Sale: Contemporary Art Auction Date of sale: 07.07.2024 Item: 21

Niv Tishbi

The Drummer, 2023,
MDF and painted wood,
164X63X106 cm.
Signed, edition 1/3 + 2 AP.

Niv Tishbi is one of the rising stars in the local art scene after presenting a solo exhibition at the Herzliya Museum of Contemporary Art this year (2024), which received enthusiastic reviews and extensive media coverage. Tishbi, a graduate of Bezalel, works across various mediums: sculpture, installation, print, and drawing. His artistic journey revolves around a persistent curiosity about creative possibilities in three-dimensional space. In an era dominated by digital interactions often confined to passive screen interactions, his works engage with the relationship between surfaces and volumes, demanding active observation. In his recent works, he raises questions about personal and mental freedom, as well as social and political liberation, juxtaposing them against mechanisms of organization and control that express oppression and dominance.

Through diverse formats, Tishbi’s sculptures and installations celebrate the complexities of human psyche. His figures express humor and laughter, with a subtle hint of fear and anxiety. Symbolically, through material manipulation, his three-dimensional work emphasizes and challenges the dichotomy.

"The Carnival, " a solo exhibition presented this year (2024) at the Herzliya Museum of Contemporary Art, included a large-scale installation – a scene composed of a series of fifteen sculptures with human-scale proportions walking together in one direction.

Originally, the carnival is a folk festival highlighting elements of freedom, fantasy, and imagination. It rebels against social order by celebrating forbidden desires, boundary breaking, and the grotesque.
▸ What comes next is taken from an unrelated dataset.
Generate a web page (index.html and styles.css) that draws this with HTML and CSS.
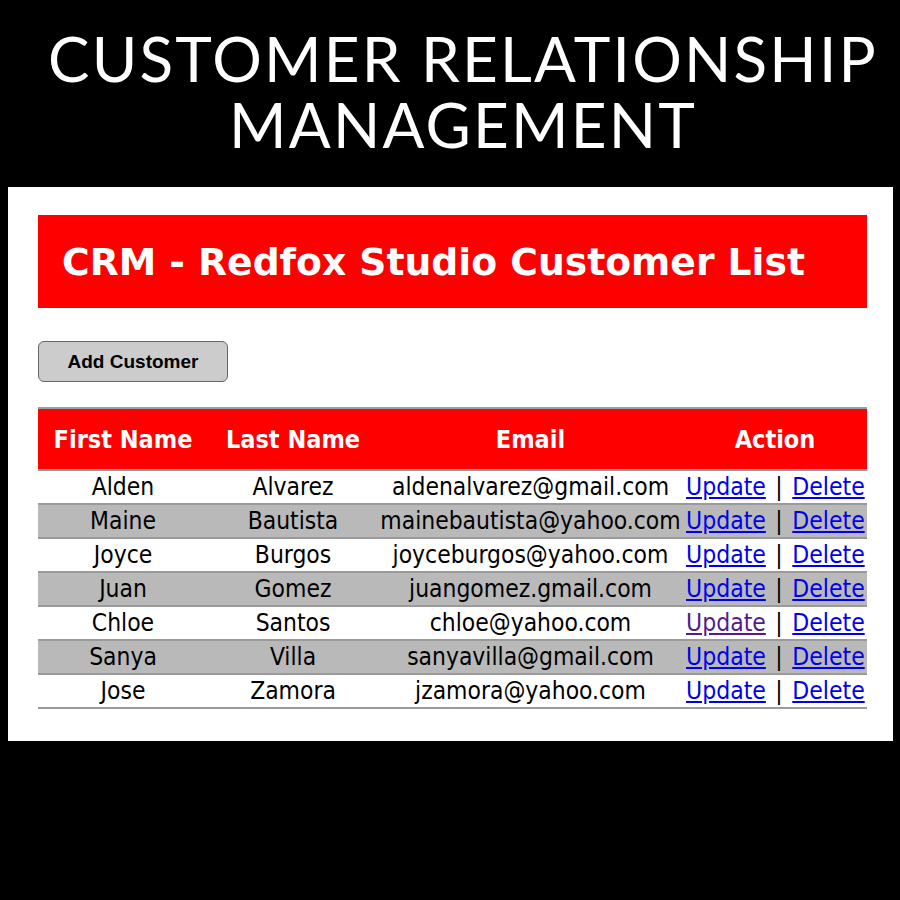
FILE: index.html
```html
<!DOCTYPE html>
<html>
<head>
<meta charset="utf-8">
<link rel="stylesheet" href="styles.css">
</head>
<body>
<div class="page">
  <h1 class="hero"><span class="hero-line">CUSTOMER RELATIONSHIP</span><span class="hero-line">MANAGEMENT</span></h1>
  <div class="panel">
    <div class="banner"><h2>CRM - Redfox Studio Customer List</h2></div>
    <button class="add-btn">Add Customer</button>
    <table class="list">
      <colgroup>
        <col class="c1"><col class="c2"><col class="c3"><col class="c4">
      </colgroup>
      <thead>
        <tr><th>First Name</th><th>Last Name</th><th>Email</th><th>Action</th></tr>
      </thead>
      <tbody>
        <tr><td>Alden</td><td>Alvarez</td><td>aldenalvarez@gmail.com</td><td class="act"><a href="#u1">Update</a> | <a href="#d1">Delete</a></td></tr>
        <tr class="alt"><td>Maine</td><td>Bautista</td><td>mainebautista@yahoo.com</td><td class="act"><a href="#u2">Update</a> | <a href="#d2">Delete</a></td></tr>
        <tr><td>Joyce</td><td>Burgos</td><td>joyceburgos@yahoo.com</td><td class="act"><a href="#u3">Update</a> | <a href="#d3">Delete</a></td></tr>
        <tr class="alt"><td>Juan</td><td>Gomez</td><td>juangomez.gmail.com</td><td class="act"><a href="#u4">Update</a> | <a href="#d4">Delete</a></td></tr>
        <tr><td>Chloe</td><td>Santos</td><td>chloe@yahoo.com</td><td class="act"><a class="visited" href="#u5">Update</a> | <a href="#d5">Delete</a></td></tr>
        <tr class="alt"><td>Sanya</td><td>Villa</td><td>sanyavilla@gmail.com</td><td class="act"><a href="#u6">Update</a> | <a href="#d6">Delete</a></td></tr>
        <tr><td>Jose</td><td>Zamora</td><td>jzamora@yahoo.com</td><td class="act"><a href="#u7">Update</a> | <a href="#d7">Delete</a></td></tr>
      </tbody>
    </table>
  </div>
</div>
</body>
</html>
```

FILE: styles.css
```css
html, body {
  margin: 0;
  padding: 0;
  background: #000;
}
.page {
  width: 900px;
  height: 900px;
  background: #000;
  overflow: hidden;
}
.hero {
  margin: 0;
  padding: 25px 0 0 26px;
  height: 160px;
  box-sizing: border-box;
  display: flex;
  flex-direction: column;
  align-items: center;
  color: #fff;
  font-family: Lato, "Open Sans", sans-serif;
  font-weight: 400;
  font-size: 62px;
  letter-spacing: 2.2px;
  white-space: nowrap;
}
.hero-line {
  display: block;
  height: 66px;
  line-height: 66px;
}
.panel {
  margin: 27px 0 0 8px;
  width: 885px;
  height: 554px;
  background: #fff;
  box-sizing: border-box;
  padding: 28px 26px 0 30px;
}
.banner {
  background: #ff0000;
  height: 93px;
  display: flex;
  align-items: center;
  padding-left: 24px;
}
.banner h2 {
  margin: 0;
  color: #fff;
  font-family: "DejaVu Sans", Verdana, sans-serif;
  font-weight: 700;
  font-size: 37.7px;
  white-space: nowrap;
}
.add-btn {
  display: block;
  margin-top: 33px;
  width: 190px;
  height: 41px;
  background: #cccccc;
  border: 1px solid #666;
  border-radius: 6px;
  font-family: "Liberation Sans", Arial, sans-serif;
  font-weight: 700;
  font-size: 19px;
  color: #000;
  padding: 0;
}
.list {
  margin-top: 25px;
  width: 829px;
  border-collapse: collapse;
  table-layout: fixed;
  font-family: "DejaVu Sans Condensed", Tahoma, sans-serif;
}
.c1 { width: 170px; }
.c2 { width: 170px; }
.c3 { width: 305px; }
.c4 { width: 184px; }
.list thead tr {
  background: #ff0000;
  border-top: 2px solid #9aa0a3;
  border-bottom: 2px solid #8c9aa0;
}
.list th {
  height: 60px;
  color: #fff;
  font-weight: 700;
  font-size: 25px;
  text-align: center;
  padding: 0;
  white-space: nowrap;
}
.list td {
  height: 32px;
  padding: 0;
  font-size: 24.4px;
  line-height: 28px;
  color: #000;
  text-align: center;
  white-space: nowrap;
  border-bottom: 2px solid #9a9a9a;
}
.list tr.alt td {
  background: #b9b9b9;
}
.list td.act {
  text-align: left;
  padding-left: 3px;
  font-size: 24.5px;
  word-spacing: 2.5px;
}
.list a {
  color: #0000ee;
  text-decoration: underline;
}
.list a.visited {
  color: #551a8b;
}
```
The festivity, the exuberance, the dazzling colorfulness, along with Tishbi’s use of humor, playfulness, and amusement, give the works a captivating and appealing aesthetic envelope. However, upon closer inspection of the scene and the figures, it appears that Tishbi uses the carnival as a device for social and political critique. The carnival-like festivities and the grotesque body that emerge from it make a sharp statement in the context of organized parades and marches. It is a provocative call wrapped in captivating visual aesthetics and a developed sense of humor, aiming to redirect the spotlight to the glorification, as well as the cult and worship of our society’s military parades, the endless consumption of violence, power, and chaos.

In addition to the solo exhibition at the Herzliya Museum this year, Tishbi has presented several other solo exhibitions, including "Snus" at Warehouse 2, Jaffa (2017) and "Life Factory" at Rothschild 69, Tel Aviv, as part of the outstanding graduate’s scholarship from Bezalel (2014). He has participated in numerous group exhibitions, including at the Tel Aviv Museum of Art, the Haifa Museum, the Holon Design Museum, and the Nuremberg City Museum in Germany, the Herman Struck Museum, Hanina Gallery, Benjamin Gallery, and more. He is the recipient of the Yossi Stern Prize from Bezalel (2012) and an honorable mention in the Ben-Yitzhak Prize from the Israel Museum (2018).

The sculpture ‘The Drummer’, who led the procession and spearheaded the exhibition "The Carnival", depicts a figure of an orchestra player with human-scale proportions. He tilts the drumsticks in his eyes, as if trying to look through a mirror towards the horizon, paradoxically blinding the one whose role is to lead the way. In this, he evokes the figure of the blind prophet from Greek mythology, who can distinguish between falsehood and truth, between good and evil, whose role is to warn of impending events. Perhaps he inserts the drumsticks into his eyes because he does not want to see where our destinies are headed. The sides of the drum appear to swallow, gaping, echoing the screaming mouth of the player, and together producing a "melody" that oscillates between joy and laughter to the rhythm of warning.

The carpet material is also symbolic – his works examine the human tendency to assert dominance over nature.